記事中に、ポイントとなる文章があります。
そこで2014年3月からは、自身のサイトとクラウドソーシングを通じて攻略ライターを募集し、外部に仕事を発注するようになった。
「人数を増やしたほうが、経費も掛かるけど収益も伸びそうだということで、ライターを募集することにしました。人数が増えたことで編集の仕事も増えましたので、2015年の10月から都内に新しい事務所を借りて、常駐の編集スタッフも雇いました」(加藤氏)
一人でやらない、という選択です。
おそらくたくさんの人が、100万PV/月あたりを境に、これをどうしようかと悩み、上記のようにビジネスとして拡大を選ぶか、もしくは放置を決め込み平常時へピークアウトしていったのではないかなあと思います。

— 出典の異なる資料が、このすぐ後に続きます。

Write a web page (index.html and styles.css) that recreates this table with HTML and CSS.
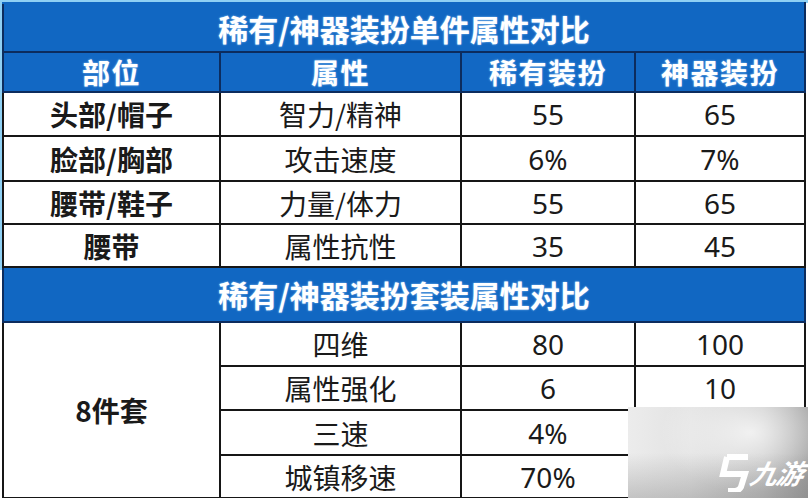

その後、記事ではゲーム攻略そのものが世の中で流行しなくなり、投資に見合うPVが得られなくなった。そのため巻き込んだ人たちをどんどん切り離していった、とあります。
あるマイルストーンとなる目標に達成した時、次にどうするか。これが「0を1にすること」と「1を10にすること」の違いだと思います。私は、0を1にすることを好んでいて、新しい何かを始めることを見つけそれが一定の成果を生み出すことまでは何となく肌感覚でできるところがあります。ただ、1を10にできるかというと、ここは助けてくれる人がいないといけません。また10にならないものに投資をすると、回収できない可能性があります。
メルカリが赤字決算を出しつつもこれは拡大期だからと割り切ったり、Uberが1100億円の赤字四半期決算を出しつつも来四半期は販管費を減らすからと言って株価が上がったりと、本当に1を10にするというのは難しい世界だと思います。そして見込み違いだと、多くの人に迷惑をかけるということにつながります。
また、1を10にすることを失敗したと外部から思われても辛抱強く続けて、最終的に5になり10になり100にした企業もたくさんあることを知っています。
私の本業でも、このブログでも、0を1にするようなことをしてきたので、さて、10にするのかどうかというところのせめぎ合い。そして失敗したことの経緯については私にとって宝物のような記事だと思いました。
一方で、0を1にすることはめっぽう下手だけど、1を100にする天才みたいな人もいらっしゃるので、本当に世の中適材適所だなと思う次第です。
ビジネスの境目
一人で切り盛りすること。誰かを巻き込むこと。この2つの境界線が趣味とビジネスを切り分ける境目だと思います。誰かを巻き込んだ時点でビジネス。そして巻き込んだ以上はウィンウィンでないと、どこかで不利益が生まれます。ビジネスとなった時点で、外部環境を中長期的に客観的に予見する力が必要になります。そして、その中でどうなりたいのかというビジョンを始めに作り、これを貫く必要があります。また、あまり語られていないのですが、外部環境を予見するだけではなく、自分の手で作っていかなければいけません。
例えばPayPayが100億円キャッシュバックなんてことをやっていますが、これはキャッシュレスを自ら社会に浸透させるためのアクションです。これを皮切りにいろいろな事業者がキャッシュバックキャンペーンを実施していますが、これは外部環境を作ることに成功したと言えます。PayPay単独でシェアを取るというより、たくさんの人々がキャッシュレス決済に馴染む外部環境を自ら作ったと言えます。
このように、1を10にするには、単に市場がたまたま盛り上がったから、それに着いていくという姿勢では不十分なのです。市場を作っていくための体力や支援がないのであれば、どこかで市場のピークアウトに巻き込まれ、敗戦処理となってしまうのでしょう。
世の中のメディア記事を見ると、ビジネスは何でもやれば成功するような錯覚すら起こるのですが、特に本記事のような失敗事例は貴重な資料です。肝に銘じて慎重に進めたいと思います。